While keeping the open low E bass notes going, I pick the melody on the higher strings with my first two fingers. The melodic line is based on the E minor pentatonic scale (E G, A, B, D), played primarily in 12th position.

In bars 1-3 and 5-7, the melodic phrases begin each time on beat 1, followed by the next note falling on the upbeat of beat 2. This creates a nice syncopation between the low-E quarter notes and the melody notes.

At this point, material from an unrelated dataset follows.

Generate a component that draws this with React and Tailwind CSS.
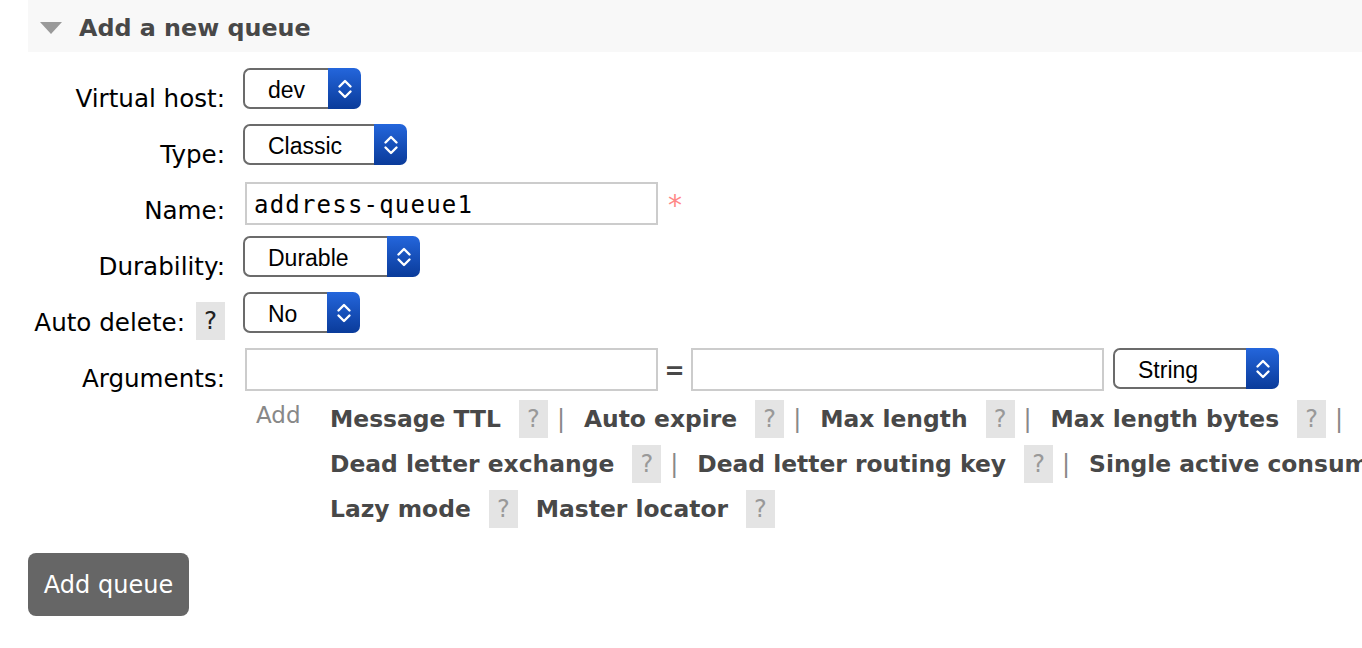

In bars 9-16, the melodic accents switch to quarter-note downbeats primarily, which changes the vibe of the line while also emphasizing the thumping quarter-note pulse.

(Image credit: Future)

Let’s look at some other ways to use dead thumb. Figure 2 is an eight-bar melodic line based on the E major pentatonic scale (E, F#, G#, B, C#). As with the previous example, I thumb-pick palm-muted quarter notes on my open low E string here and kick off the phrase with a pickup on beat 4.

The melody enters on beat 2 of bar 1. Again, try to maintain a steady quarter-note rhythm with the thumb while fingerpicking the melody notes.

(Image credit: Future)

Start out slowly and tap your foot as you play. The goal is to train your brain to isolate the two elements – the steady quarter-note bass line and the more rhythmically complex melodic figures – similar to the way a piano player uses two hands at once.

(Image credit: Future)

Figure 3 is an exercise that will help develop your dead thumb technique. Here, the thumb down-picks the open low E string in steady eighth notes while simpler, sustained melody notes are performed above the bass line on the higher strings.

Playing in a power trio, with bass and drums, I find that using low drone notes can help fill out the sound of my guitar parts while also adding to the heaviness of the overall sound.